Dianne offers us to join her for dinner and we accept. Over a table of crumbed whiting caught in the waters that crash and roll off to our right, she casually tells the story of the tornado that roared through town many years back. Fortunately she and Ian and their family were back at home on the farm, because the tornado passed directly over the beach house, tearing the upper story away from the bottom floor and sending it airborne before dropping it off on the tall line of sand dunes that sit more than fifty feet away to the east. We also talk a lot about the economics of farming, how the prices for wheat and wool haven't increased all that much over the years, but the costs for fuel and machinery and labor and shipping have. It's these shrinking margins that force a lot of long-time farmers out of the business, and lead the farmers that are left to buy and manage more and more land.
But with greater size comes greater risk. If it's an especially cold or hot year, or if a lot of sheep get sick and die for any of a dozen different reasons, some or all of the hundreds of thousands of dollars that have been poured into the land and the animals are gone forever. Loans from the bank can help bridge the gap, but it takes modest-sized farms four or five years to pay them back. If multiple bad years stack up one after the next, selling off the farm to someone with an even bigger operation is often the only option left. It's the kind of high-risk-moderate-reward industry that most business owners would never be willing to accept.

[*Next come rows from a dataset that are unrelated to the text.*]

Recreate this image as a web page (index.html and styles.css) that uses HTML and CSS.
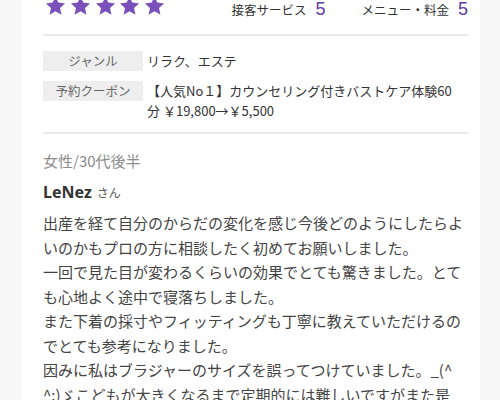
FILE: index.html
```html
<!DOCTYPE html>
<html lang="ja">
<head>
<meta charset="utf-8">
<link rel="stylesheet" href="styles.css">
</head>
<body>
<div class="panel">
  <div class="rating-row">
    <div class="stars">
      <svg class="star" viewBox="0 0 24 23"><polygon points="12,0.5 15.2,7.6 23,8.5 17.2,13.8 18.8,21.6 12,17.6 5.2,21.6 6.8,13.8 1,8.5 8.8,7.6"/></svg>
      <svg class="star" viewBox="0 0 24 23"><polygon points="12,0.5 15.2,7.6 23,8.5 17.2,13.8 18.8,21.6 12,17.6 5.2,21.6 6.8,13.8 1,8.5 8.8,7.6"/></svg>
      <svg class="star" viewBox="0 0 24 23"><polygon points="12,0.5 15.2,7.6 23,8.5 17.2,13.8 18.8,21.6 12,17.6 5.2,21.6 6.8,13.8 1,8.5 8.8,7.6"/></svg>
      <svg class="star" viewBox="0 0 24 23"><polygon points="12,0.5 15.2,7.6 23,8.5 17.2,13.8 18.8,21.6 12,17.6 5.2,21.6 6.8,13.8 1,8.5 8.8,7.6"/></svg>
      <svg class="star" viewBox="0 0 24 23"><polygon points="12,0.5 15.2,7.6 23,8.5 17.2,13.8 18.8,21.6 12,17.6 5.2,21.6 6.8,13.8 1,8.5 8.8,7.6"/></svg>
    </div>
    <div class="scores">
      <span class="score"><span class="score-label">接客サービス</span><span class="score-num">5</span></span>
      <span class="score"><span class="score-label">メニュー・料金</span><span class="score-num">5</span></span>
    </div>
  </div>
  <div class="divider divider-top"></div>
  <div class="info">
    <div class="info-label">ジャンル</div>
    <div class="info-value">リラク、エステ</div>
    <div class="info-label">予約クーポン</div>
    <div class="info-value">【人気No１】カウンセリング付きバストケア体験60<br>分 ￥19,800→￥5,500</div>
  </div>
  <div class="divider divider-mid"></div>
  <div class="reviewer-meta">女性/30代後半</div>
  <div class="reviewer-name"><span class="name">LeNez</span><span class="san">さん</span></div>
  <p class="review-body">出産を経て自分のからだの変化を感じ今後どのようにしたらよいのかもプロの方に相談したく初めてお願いしました。<br>一回で見た目が変わるくらいの効果でとても驚きました。とても心地よく途中で寝落ちしました。<br>また下着の採寸やフィッティングも丁寧に教えていただけるのでとても参考になりました。<br>因みに私はブラジャーのサイズを誤ってつけていました。_(^<br>^;)ゞこどもが大きくなるまで定期的には難しいですがまた是</p>
</div>
</body>
</html>
```

FILE: styles.css
```css
html, body {
  margin: 0;
  padding: 0;
  background: #f7f7f7;
}
body {
  font-family: "Noto Sans CJK JP", "Noto Sans", sans-serif;
  color: #333;
  overflow: hidden;
  height: 400px;
}
.panel {
  margin: 0 20px 0 22px;
  background: #fff;
  padding: 0 12px 0 21px;
  height: 400px;
  overflow: hidden;
}
.rating-row {
  display: flex;
  align-items: flex-start;
  height: 20px;
  margin-top: -4px;
}
.stars {
  display: flex;
  gap: 3.75px;
  margin-left: 2px;
}
.star {
  width: 21px;
  height: 20px;
  fill: #7a50ba;
  display: block;
}
.scores {
  margin-left: auto;
  display: flex;
  gap: 36px;
  padding-top: 3px;
  line-height: 20px;
}
.score {
  display: flex;
  align-items: baseline;
}
.score-label {
  font-size: 12.5px;
  color: #333;
}
.score-num {
  font-family: "Liberation Sans", sans-serif;
  font-size: 18px;
  color: #5f3c9e;
  margin-left: 9px;
}
.divider {
  height: 2px;
  background: #e9e9e9;
}
.divider-top {
  margin-top: 18px;
}
.info {
  margin-top: 15px;
  display: grid;
  grid-template-columns: 100px 1fr;
  column-gap: 4px;
  row-gap: 10px;
}
.info-label {
  align-self: start;
  background: #eeeeee;
  color: #666;
  font-size: 12.5px;
  line-height: 19.5px;
  text-align: center;
}
.info-value {
  font-size: 13px;
  line-height: 20px;
  color: #333;
}
.divider-mid {
  margin-top: 11px;
}
.reviewer-meta {
  margin-top: 17px;
  font-size: 15px;
  line-height: 20px;
  color: #8c8c8c;
  word-spacing: 2px;
}
.reviewer-name {
  margin-top: 10px;
  line-height: 22px;
  display: flex;
  align-items: baseline;
}
.name {
  font-family: "Noto Sans", sans-serif;
  font-weight: 700;
  font-size: 16px;
  color: #333;
}
.san {
  font-size: 12px;
  color: #555;
  margin-left: 5px;
}
.review-body {
  margin: 7px 0 0;
  font-size: 15px;
  line-height: 24.5px;
  color: #444;
}
```
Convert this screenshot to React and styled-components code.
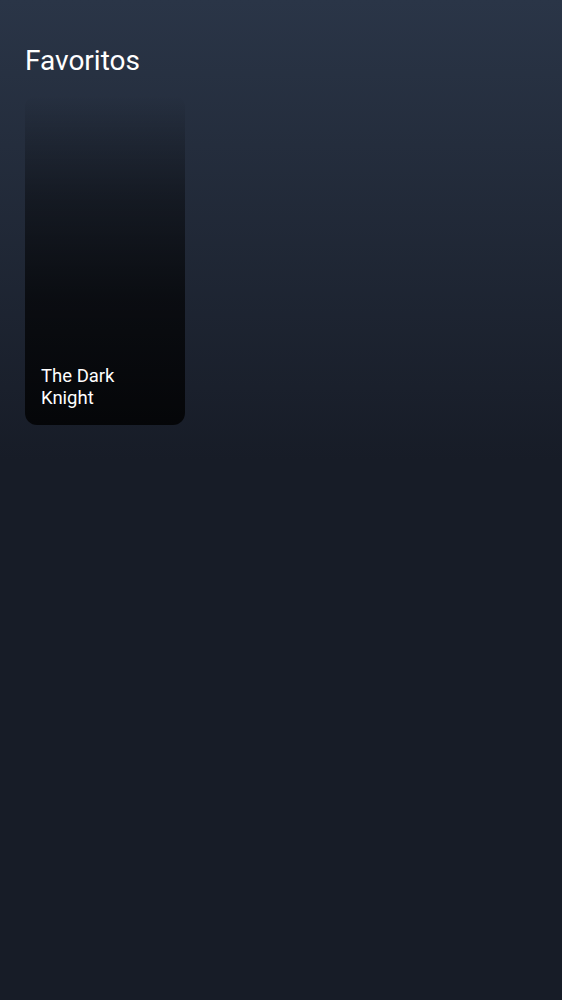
import React from 'react'
import styled, { createGlobalStyle } from 'styled-components';

const GlobalStyle = createGlobalStyle`
  html, body {
    margin: 0;
    padding: 0;
    min-height: 100%;
  }
  body {
    font-family: Roboto, "Noto Sans", sans-serif;
    background-color: #171c27;
    background-image: linear-gradient(180deg, #2a3547 0px, #171c27 460px);
    background-repeat: no-repeat;
    color: #fff;
  }
`;

const Page = styled.main`
  padding: 44px 25px 40px;
  min-height: 100vh;
  box-sizing: border-box;
`;

const Heading = styled.h1`
  margin: 0 0 18px;
  font-size: 28px;
  font-weight: 400;
  line-height: normal;
  letter-spacing: 0;
`;

const Grid = styled.div`
  display: grid;
  grid-template-columns: repeat(auto-fill, 160px);
  gap: 16px;
`;

const Card = styled.div`
  height: 330px;
  border-radius: 12px;
  overflow: hidden;
  display: flex;
  align-items: flex-end;
  padding: 16px;
  box-sizing: border-box;
  background: linear-gradient(
    180deg,
    rgba(0, 0, 0, 0) 0%,
    rgba(0, 0, 0, 0.4) 32%,
    rgba(0, 0, 0, 0.65) 62%,
    rgba(0, 0, 0, 0.8) 100%
  );
`;

const CardTitle = styled.h2`
  margin: 0;
  max-width: 100px;
  font-size: 18.5px;
  font-weight: 400;
  line-height: 22px;
`;

const favorites = [{ id: 155, title: 'The Dark Knight' }];

const App = () => {
  return (
    <>
      <GlobalStyle />
      <Page>
        <Heading>Favoritos</Heading>
        <Grid>
          {favorites.map((movie) => (
            <Card key={movie.id}>
              <CardTitle>{movie.title}</CardTitle>
            </Card>
          ))}
        </Grid>
      </Page>
    </>
  )
}

export default App;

But when farming is all you've ever known, all your ancestors ever knew, and all that you hope your children will ever know, the choice that's the most rational and most sensible isn't always the one you make.
For the second day in a row we go to bed exhausted, but also full of food, feeling welcomed and taken care of, and once again amazed at the implausible series of events and circumstances that have led us to find ourselves exactly here.